Amazing! In this chapter, we have the story of Moses presenting to the Israelites the covenant agreement between God and the people. The covenant spoke of God choosing the children of Israel as His own people and their obligation to follow God’s commands. In verse 1, God commands Moses, Aaron, Aaron’s two sons, and the 70 representatives of the people, to come up Mount Sinai to meet God and to worship Him. The statement is made that out of this group, only Moses will be allowed to come nearer to God. The others were to maintain distance from Holy God.
But then we read that all 74 people “saw the God of Israel.” God is described using anthropomorphic terms – “under His feet.” Note the statement that although “these nobles of Israel gazed upon God, he did not destroy them.” The word “gaze” is much more than a passing glance! The story concludes by picturing all these leaders partaking in a covenant meal with God “in His presence!” Can you imagine how that would have been – to sit down in God’s very presence, gazing upon God, and fellowshipping with Him in a meal.
So, what is going on here? Gazing upon God? After all, the Old Testament has several instances where people expressed great fear for having glimpsed at God. Jacob, for example in Genesis 32:30 said, “I have seen God face to face, yet my life has been spared.” He named the place of this encounter with God Peniel, which means “face of God.”
Hagar, the slave girl of Abraham’s wife, Sarah, encountered “the angel of the Lord” and exclaimed, “Have I truly seen the One who sees me?” And there was Isaiah who saw the Lord in the temple and cried out, “I am doomed, for I am a sinful man. I have filthy lips, and I live among a people with filthy lips. Yet I have seen the King, the Lord of Heaven’s Armies (Is. 6:5, NLT).”
How do we reconcile these instances of seeing God with the injunction that the no one can see God and remain alive? The answer is found in what are known theologically as theophanies. A theophany is a physical appearance or personal manifestation of God to a man or woman. These are found from time to time in the Old Testament accounts of God’s dealing with people. There are most likely four or five different types of theophanies in Scripture including: human form, visions, the “Angel of the Lord,” or some form other than human, such as a burning bush. Theophanies were designed to give instruction, to call to action, to affirm God’s presence and care, and to draw people closer to Him.
The covenant meal in Exodus 24 obviously is a physical appearance theophany since the description speaks of God’s feet. This self-revelation of God affirmed to the leaders of Israel the unique relationship they were entering into with God. Other instances of people “seeing” God were also a part of strengthening intimacy with God.

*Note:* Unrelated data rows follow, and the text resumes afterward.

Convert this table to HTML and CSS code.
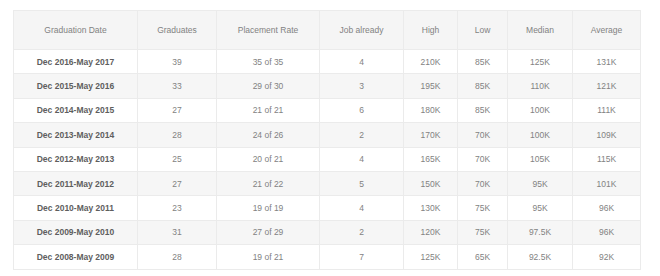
FILE: index.html
```html
<!DOCTYPE html>
<html lang="en">
<head>
    <meta charset="UTF-8">
    <meta name="viewport" content="width=device-width, initial-scale=1.0">
    <title>Graduate Placement</title>
    <link rel="stylesheet" href="styles.css">
</head>
<body>

<table class="placement-table">
    <colgroup>
        <col class="col-date">
        <col class="col-grads">
        <col class="col-rate">
        <col class="col-job">
        <col class="col-high">
        <col class="col-low">
        <col class="col-median">
        <col class="col-avg">
    </colgroup>
    <thead>
        <tr>
            <th>Graduation Date</th>
            <th>Graduates</th>
            <th>Placement Rate</th>
            <th>Job already</th>
            <th>High</th>
            <th>Low</th>
            <th>Median</th>
            <th>Average</th>
        </tr>
    </thead>
    <tbody>
        <tr><td class="term">Dec 2016-May 2017</td><td>39</td><td>35 of 35</td><td>4</td><td>210K</td><td>85K</td><td>125K</td><td>131K</td></tr>
        <tr><td class="term">Dec 2015-May 2016</td><td>33</td><td>29 of 30</td><td>3</td><td>195K</td><td>85K</td><td>110K</td><td>121K</td></tr>
        <tr><td class="term">Dec 2014-May 2015</td><td>27</td><td>21 of 21</td><td>6</td><td>180K</td><td>85K</td><td>100K</td><td>111K</td></tr>
        <tr><td class="term">Dec 2013-May 2014</td><td>28</td><td>24 of 26</td><td>2</td><td>170K</td><td>70K</td><td>100K</td><td>109K</td></tr>
        <tr><td class="term">Dec 2012-May 2013</td><td>25</td><td>20 of 21</td><td>4</td><td>165K</td><td>70K</td><td>105K</td><td>115K</td></tr>
        <tr><td class="term">Dec 2011-May 2012</td><td>27</td><td>21 of 22</td><td>5</td><td>150K</td><td>70K</td><td>95K</td><td>101K</td></tr>
        <tr><td class="term">Dec 2010-May 2011</td><td>23</td><td>19 of 19</td><td>4</td><td>130K</td><td>75K</td><td>95K</td><td>96K</td></tr>
        <tr><td class="term">Dec 2009-May 2010</td><td>31</td><td>27 of 29</td><td>2</td><td>120K</td><td>75K</td><td>97.5K</td><td>96K</td></tr>
        <tr><td class="term">Dec 2008-May 2009</td><td>28</td><td>19 of 21</td><td>7</td><td>125K</td><td>65K</td><td>92.5K</td><td>92K</td></tr>
    </tbody>
</table>

</body>
</html>
```

FILE: styles.css
```css
:root {
    --text-color: #828282;
    --strong-text-color: #5e5e5e;
    --header-background: #f5f5f5;
    --stripe-background: #f6f6f6;
    --border-color: #ebebeb;
}

body {
    margin: 0;
    padding: 10px 13px;
    background: #ffffff;
    font-family: "Liberation Sans", Arial, sans-serif;
    color: var(--text-color);
}

.placement-table {
    width: 627px;
    border-collapse: collapse;
    table-layout: fixed;
    font-size: 8.5px;
    text-align: center;
    border: 1px solid var(--border-color);
}

.col-date { width: 124px; }
.col-grads { width: 79px; }
.col-rate { width: 103px; }
.col-job { width: 84px; }
.col-high { width: 54px; }
.col-low { width: 50px; }
.col-median { width: 65px; }
.col-avg { width: 68px; }

.placement-table th {
    height: 38px;
    padding: 0;
    font-weight: normal;
    background: var(--header-background);
    border: 1px solid var(--border-color);
}

.placement-table td {
    height: 23.4px;
    padding: 0;
    border: 1px solid var(--border-color);
}

.placement-table tbody tr:nth-child(even) {
    background: var(--stripe-background);
}

.placement-table td.term {
    font-weight: bold;
    color: var(--strong-text-color);
}
```
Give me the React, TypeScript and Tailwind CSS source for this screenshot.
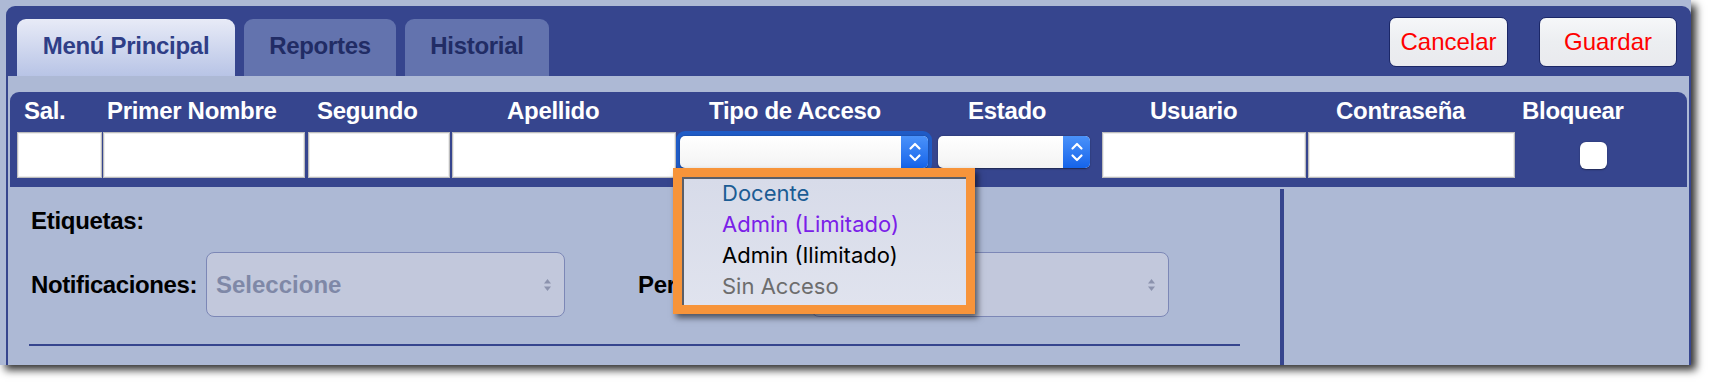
import React from "react";

const NAVY = "bg-[#36458e]";

function Stepper() {
  return (
    <div className="w-[27px] h-full rounded-r-[5px] bg-gradient-to-b from-[#4a92fa] to-[#1463ea] flex items-center justify-center">
      <svg width="14" height="22" viewBox="0 0 14 22" fill="none">
        <path d="M2.5 7.5 L7 3 L11.5 7.5" stroke="white" strokeWidth="2.2" strokeLinecap="round" strokeLinejoin="round" />
        <path d="M2.5 14.5 L7 19 L11.5 14.5" stroke="white" strokeWidth="2.2" strokeLinecap="round" strokeLinejoin="round" />
      </svg>
    </div>
  );
}

function MacSelect({ className }: { className: string }) {
  return (
    <div className={`flex rounded-[5px] bg-gradient-to-b from-white to-[#f3f3f3] shadow-[0_0.5px_1.5px_rgba(0,0,0,0.45)] ${className}`}>
      <div className="flex-1" />
      <Stepper />
    </div>
  );
}

function UpDown() {
  return (
    <svg width="9" height="14" viewBox="0 0 9 14">
      <path d="M4.5 1 L8 5.5 L1 5.5 Z" fill="#8b92ad" />
      <path d="M4.5 13 L8 8.5 L1 8.5 Z" fill="#8b92ad" />
    </svg>
  );
}

function FakeSelect({ text, w }: { text?: string; w: string }) {
  return (
    <div className={`${w} h-[65px] rounded-[8px] border-[1.5px] border-[#7c87b6] bg-[#c2c8dc] flex items-center pl-[9px] pr-[12px]`}>
      <span className="flex-1 text-[24px] font-bold text-[#7f88a7] leading-[28px]">{text}</span>
      <UpDown />
    </div>
  );
}

export default function App() {
  const input = "h-[46px] bg-white border border-[#bdbdbd] shadow-[inset_0_0_0_1px_#ececec]";
  return (
    <div
      className="relative w-[1716px] h-[386px] bg-white overflow-hidden"
      style={{ fontFamily: '"Liberation Sans", Arial, Helvetica, sans-serif' }}
    >
      {/* window */}
      <div className="w-[1691px] h-[365px] bg-[#adb9d5] shadow-[5px_5px_8px_rgba(0,0,0,0.8)] pt-[6px] pl-[6px] flex flex-col">
        {/* header */}
        <div className={`h-[70px] ${NAVY} rounded-t-[9px] flex items-end pl-[11px] pr-[14px]`}>
          <div className="flex items-end gap-[9px]">
            <div className="w-[218px] h-[57px] rounded-t-[9px] bg-gradient-to-b from-[#e8ebf7] to-[#b8c4e6] flex justify-center pt-[13px]">
              <span className="text-[24px] font-bold leading-[28px] tracking-[-0.3px] text-[#2f3e87]">Menú Principal</span>
            </div>
            <div className="w-[152px] h-[57px] rounded-t-[9px] bg-[#6373ae] flex justify-center pt-[13px]">
              <span className="text-[24px] font-bold leading-[28px] tracking-[-0.3px] text-[#212c65]">Reportes</span>
            </div>
            <div className="w-[144px] h-[57px] rounded-t-[9px] bg-[#6373ae] flex justify-center pt-[13px]">
              <span className="text-[24px] font-bold leading-[28px] tracking-[-0.3px] text-[#212c65]">Historial</span>
            </div>
          </div>
          <div className="flex-1" />
          <div className="flex gap-[31px] self-start mt-[11px]">
            <button className="w-[119px] h-[50px] rounded-[7px] border-[1.5px] border-[#1b2767] bg-gradient-to-b from-[#f6f7f9] via-[#eceef1] to-[#e9eaee] text-[#ff0000] text-[24px] leading-[28px]">
              Cancelar
            </button>
            <button className="w-[138px] h-[50px] rounded-[7px] border-[1.5px] border-[#1b2767] bg-gradient-to-b from-[#f6f7f9] via-[#eceef1] to-[#e9eaee] text-[#ff0000] text-[24px] leading-[28px]">
              Guardar
            </button>
          </div>
        </div>

        {/* body */}
        <div className="flex-1 border-x-[2px] border-[#36458e] flex flex-col">
          <div className="h-[16px]" />
          {/* fields panel */}
          <div className={`mx-[2px] ${NAVY} rounded-t-[9px] pt-[5px] pb-[9px]`}>
            <div className="grid grid-cols-[83px_210px_190px_202px_259px_182px_186px_186px_1fr] pl-[14px] text-white text-[24px] font-bold leading-[28px] tracking-[-0.3px]">
              <span>Sal.</span>
              <span>Primer Nombre</span>
              <span>Segundo</span>
              <span>Apellido</span>
              <span>Tipo de Acceso</span>
              <span>Estado</span>
              <span>Usuario</span>
              <span>Contraseña</span>
              <span>Bloquear</span>
            </div>
            <div className="flex items-start pl-[7px] mt-[7px]">
              <div className={`w-[85px] ${input}`} />
              <div className={`ml-[1px] w-[202px] ${input}`} />
              <div className={`ml-[3px] w-[142px] ${input}`} />
              <div className={`ml-[2px] w-[224px] ${input}`} />
              <div className="w-[256px] h-[42px] -mt-[1px] rounded-[9px] bg-[#1f5bc6] p-[4px] pt-[5px]">
                <MacSelect className="w-full h-[32px]" />
              </div>
              <MacSelect className="ml-[6px] mt-[4px] w-[152px] h-[32px]" />
              <div className={`ml-[12px] w-[204px] ${input}`} />
              <div className={`ml-[2px] w-[207px] ${input}`} />
              <div className="ml-[65px] mt-[10px] w-[27px] h-[27px] rounded-[6px] bg-white shadow-[0_0.5px_1.5px_rgba(0,0,0,0.4)]" />
            </div>
          </div>

          {/* lower area */}
          <div className="flex-1 flex">
            <div className="w-[1272px] pl-[23px] pt-[20px]">
              <div className="text-[24px] font-bold leading-[28px] tracking-[-0.3px] text-black">Etiquetas:</div>
              <div className="flex mt-[17px]">
                <div className="w-[607px] flex items-center">
                  <span className="w-[175px] text-[24px] font-bold leading-[28px] tracking-[-0.4px] text-black whitespace-nowrap">Notificaciones:</span>
                  <FakeSelect text="Seleccione" w="w-[359px]" />
                </div>
                <div className="flex items-center">
                  <span className="w-[173px] text-[24px] font-bold leading-[28px] tracking-[-0.3px] text-black">Per</span>
                  <FakeSelect w="w-[358px]" />
                </div>
              </div>
              <div className="mt-[27px] -ml-[2px] w-[1211px] h-[2px] bg-[#36458e]" />
            </div>
            <div className="w-[3.5px] mt-[2px] bg-[#36458e]" />
            <div className="flex-1" />
          </div>
        </div>
      </div>

      {/* dropdown overlay */}
      <div className="absolute left-[673px] top-[168px] w-[302px] h-[146px] border-[9px] border-[#f7943a] shadow-[3px_4px_6px_rgba(0,0,0,0.55)]">
        <div
          className="w-full h-full border-l-[2px] border-t-[2px] border-[#5a5e68] bg-gradient-to-b from-[#d7dbe9] to-[#e0e3ee] pl-[38px] text-[22px] leading-[31px]"
          style={{ fontFamily: 'Inter, "Noto Sans", sans-serif' }}
        >
          <div className="-mt-[1px] text-[#1b5c94]">Docente</div>
          <div className="text-[#7a20e8]">Admin (Limitado)</div>
          <div className="text-black">Admin (Ilimitado)</div>
          <div className="text-[#6d6d6d]">Sin Acceso</div>
        </div>
      </div>
    </div>
  );
}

So, what about it? Have you seen God? John’s Gospel tells us in 1:8 (NLT): “No one has ever seen God. But the unique One, who is Himself God, is near the Father’s heart. He has revealed God to us.” And Jesus said this to Philip: “Anyone who has seen me has seen the Father!” (John 14:9, NLT)
Spend a few minutes today, “gazing upon God” by contemplating the wonder that the God who created the universe chose to take on flesh and blood and die a cruel death that you might have an intimate relationship with Him. Seeing God is all about knowing Christ Jesus deeper and deeper each day!